Turner Davis of Medical Marijuana Treatment Clinics has conducted the seminars across Florida, and said attendees are curious, but often confused on some aspects of using medical cannibis.

""Typically they're concerned about the psychoactive effects of the medication, and how that could impact their lives if they start this as a medication," Davis said.

Clinton Potter, M.D., a Naples doctor who spoke at the seminar, believes medical marijuana can treat conditions such as post-traumatic stress disorder and Parkinson's disease - without great risk of becoming addictive.

"Studies have shown us it's about a thousand times less addictive than benzodiazepines or opioids," Potter said. 

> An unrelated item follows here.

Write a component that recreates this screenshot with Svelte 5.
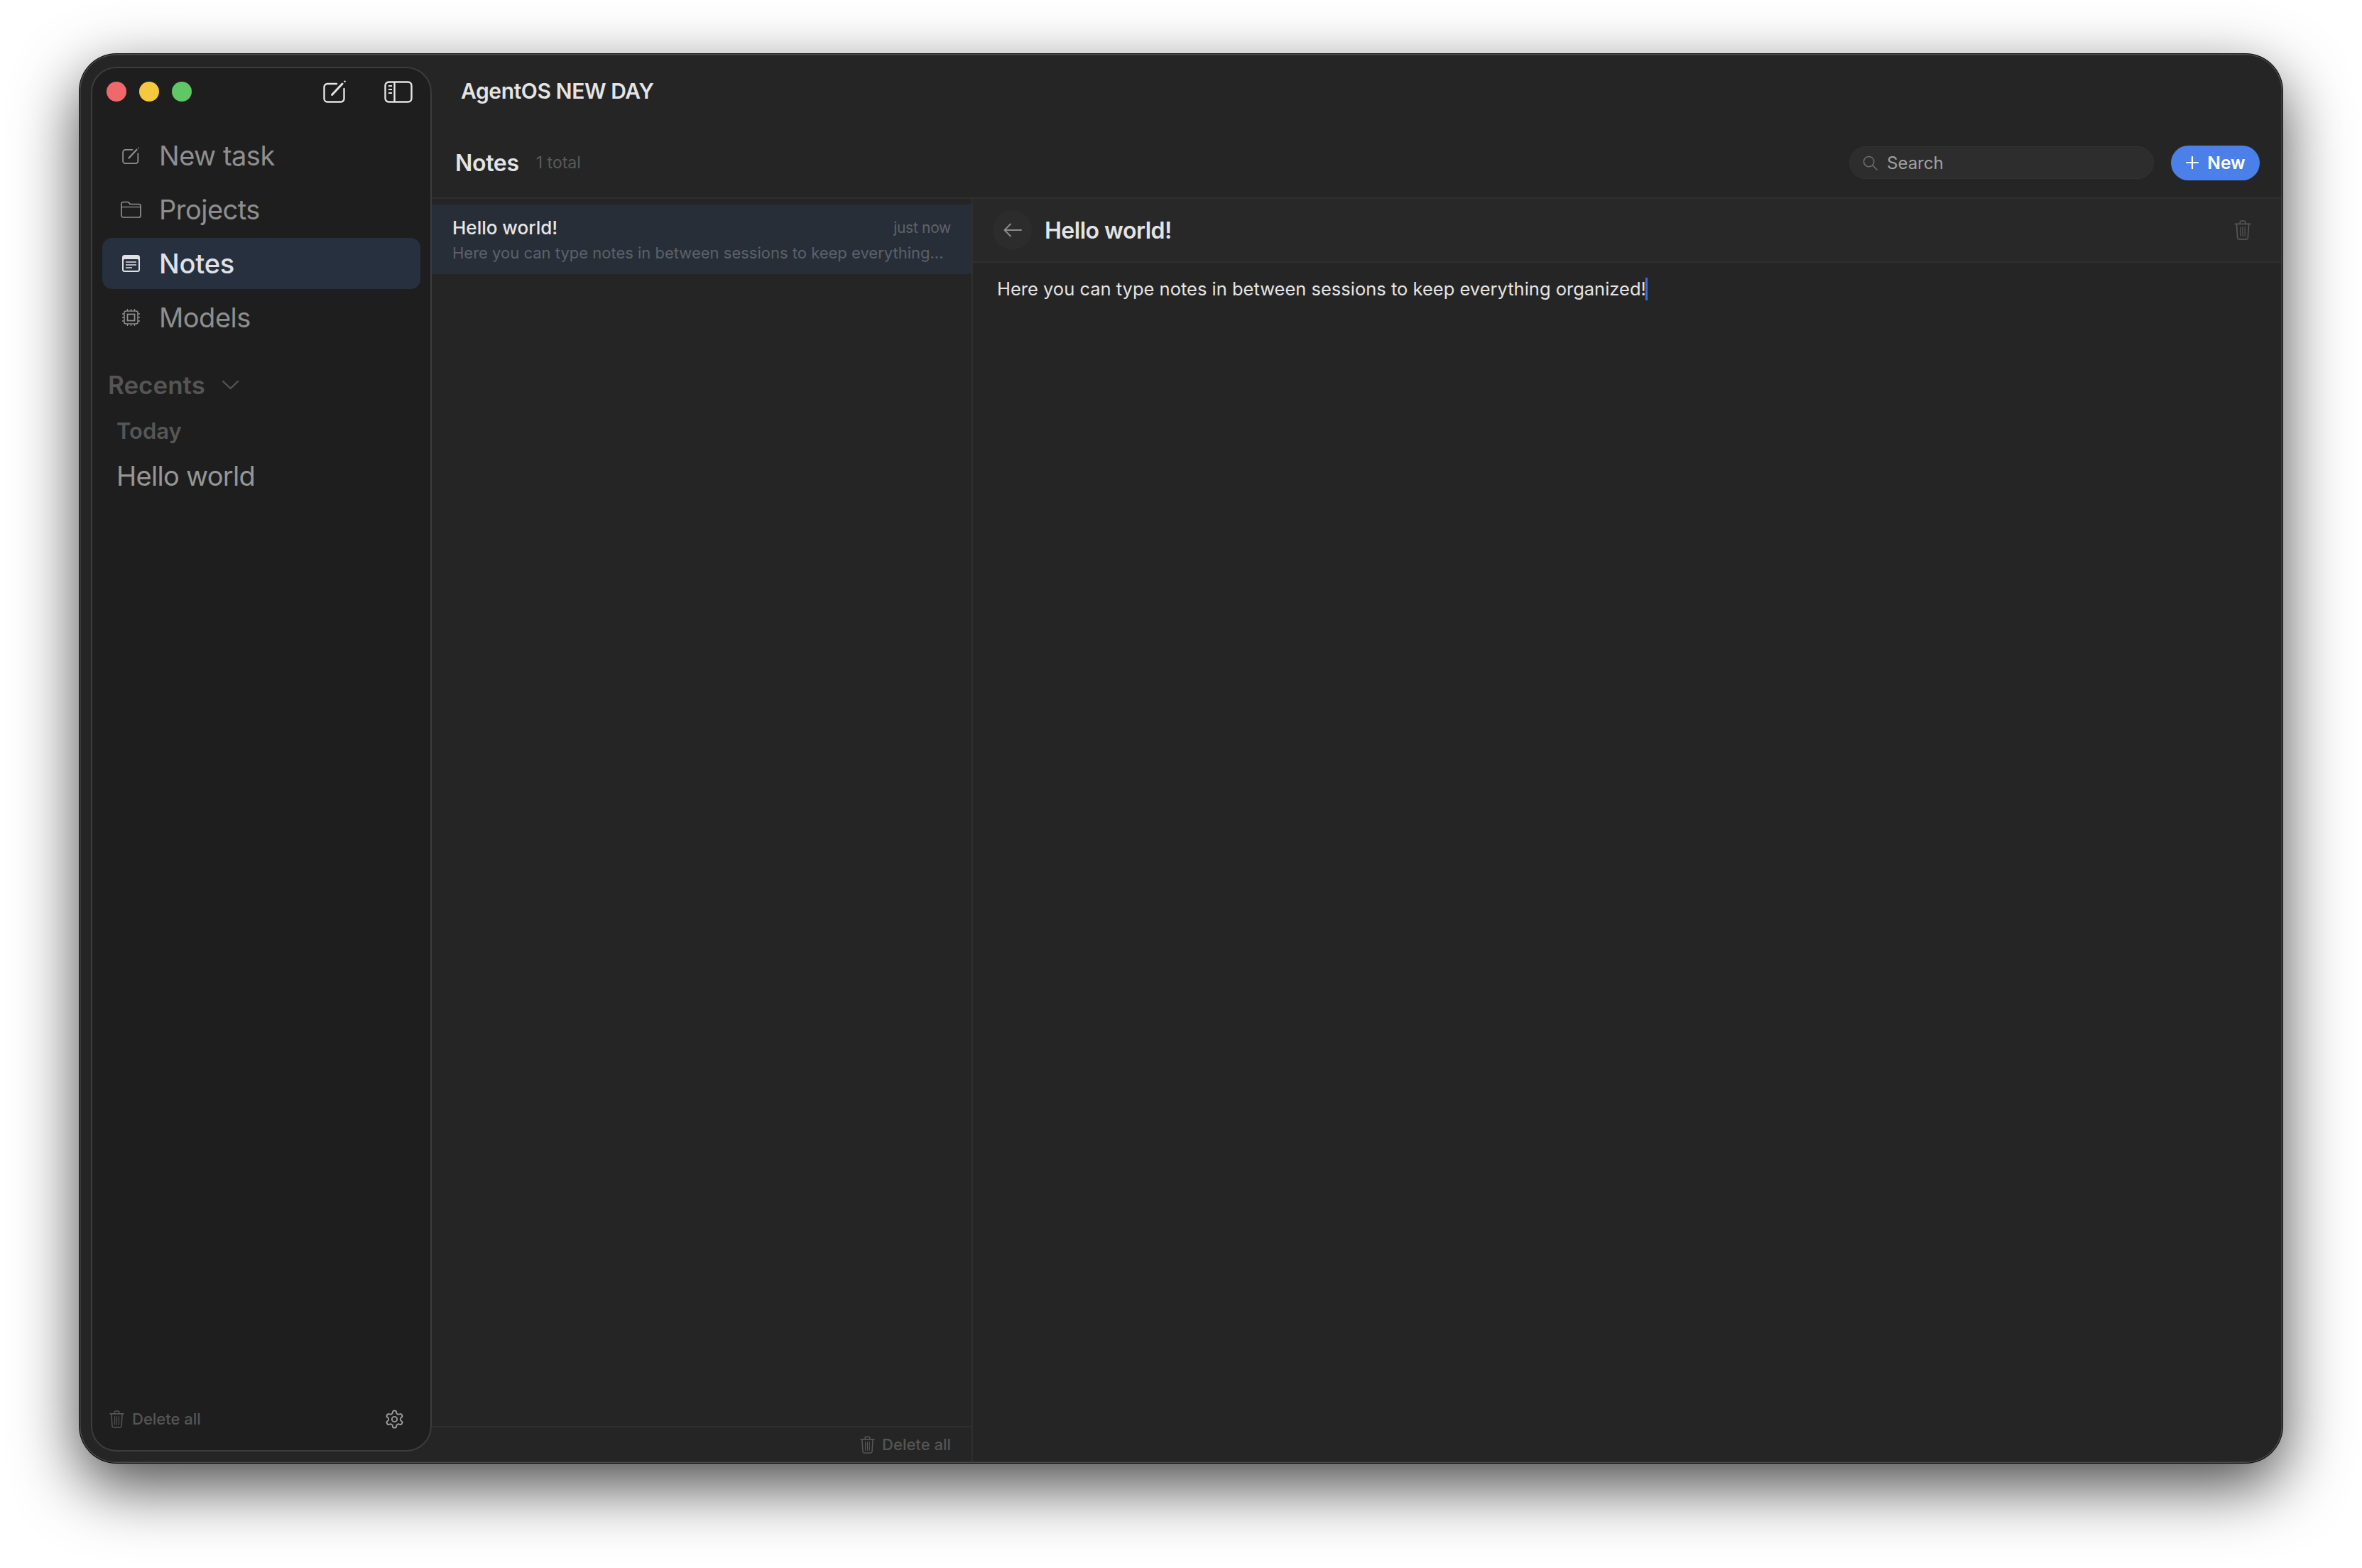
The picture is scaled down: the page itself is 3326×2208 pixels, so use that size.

"There's never been a severe overdose in cannabis history," he added.

But at a Collier County board of commissioners meeting in May, NCH Hospital CEO Dr. Allen Weiss said he has concerns that medical marijuana could be a "gateway" to harder drugs.

"Our whole health care system, our whole nation, has been challenged by opioids, and many people believe that marijuana is a beginning drug for that," he told commissioners. "There are other medicines that do the same thing, and don't have the same addictive properties."

Most of the five commissioners had their own reservations at the meeting, during which they postponed allowing medical marijuana dispensaries in Collier County for at least six months. 

Commissioner Penny Taylor pointed out that they did not ban medical marijuana itself in the county, since dispensaries outside of the county can still deliver to patients in Collier.